China's Coronavirus Is Bringing Alibaba to Its Knees
This article by Tim Culpan for Bloomberg may be of interest to subscribers. Here is a section:
Yet investors ought to examine the December quarter because it gives clues about how the e-commerce giant was faring before the COVID-19 virus appeared on the scene. Although revenue continued to grow at a respectable 38%, that was the slowest in almost four years and the smallest beat against estimates in at least a year. Its earnings-per-share beat was the slimmest in more than a year.
Importantly, its bread-and-butter core commerce business, which accounts for 88% of sales, continues to weaken. This division was propped up by acquired units in the physical retail space. Stripping those out, customer management (advertising) revenue and commissions combined climbed 21%, almost 4 percentage points slower than the prior quarter and 5.5 percentage points less than a year ago. Bear in mind, the December quarter includes Alibaba’s big Nov. 11 Single’s Day bonanza, which is supposed to push revenue skyward. Clearly, this event is losing its luster.

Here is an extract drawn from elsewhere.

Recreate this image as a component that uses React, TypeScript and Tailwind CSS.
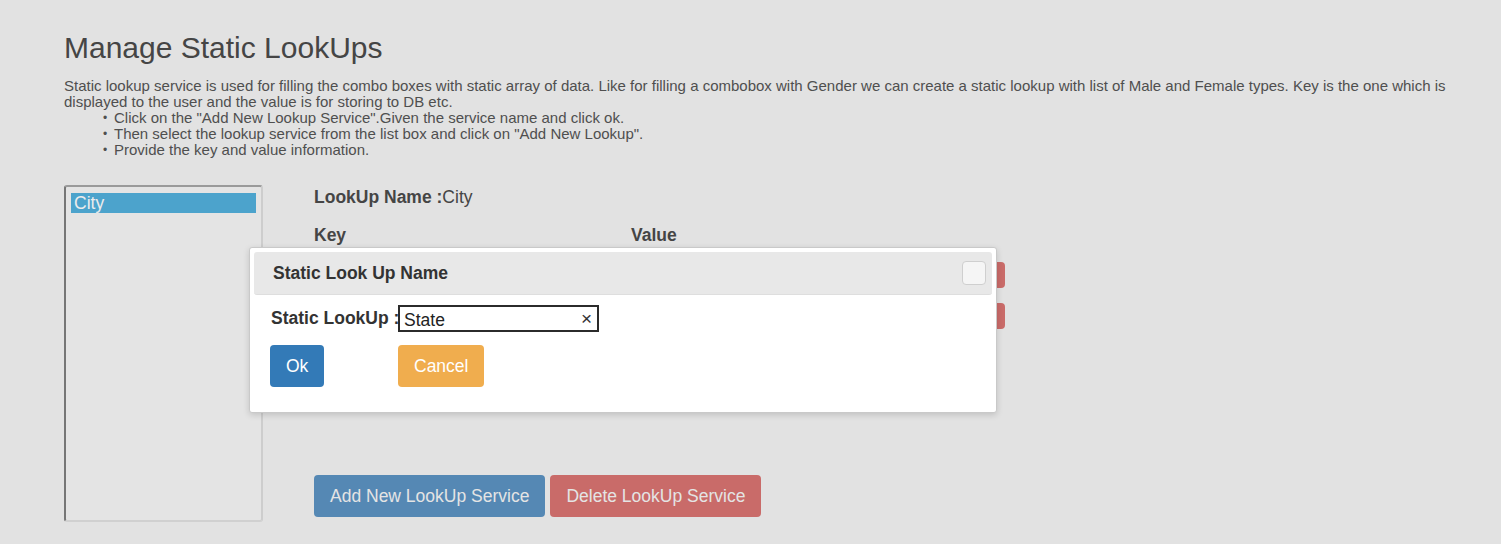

Alibaba sells or facilitates the sale of all manner of stuff. That’s its primary business. The economic slowdown brought on by central bank tightening and the war on shadow banking were the reasons behind slower growth in the fourth quarter. Meanwhile the delay in factories reopening after the Lunar New Year holiday, justified fears about viral contamination, restrictions on travel and the impact on the migrant workers ecommerce companies rely on for deliveries are all going to weigh on earnings in the first quarter. So why is the stock so steady?
The majority of investors believe the coronavirus is a one or at worst two-quarter story. However, the stimulus being mounted to combat is likely to have much lengthier positive impacts on asset prices. During the SARS scare the market did pull back and recouped all of its losses within a couple of months of the number of infections peaking. On this occasion, investors have skipped the corrective phase and gone straight to the recovery scenario because they have been tutored over the last decade to give the benefit of the doubt to liquidity’s ability to boost asset prices.
A willingness to ignore risk and to lean into momentum strategies is a key symptom in identifying an evolving bubble.
Meanwhile the shares of Wal-Mart, Amazon, Costco, Target or Best Buy are not pricing in any risk of inventory supply interruption. Perhaps the logic is the inventory build that went on during the tariff war will be enough to tide them over for a quarter?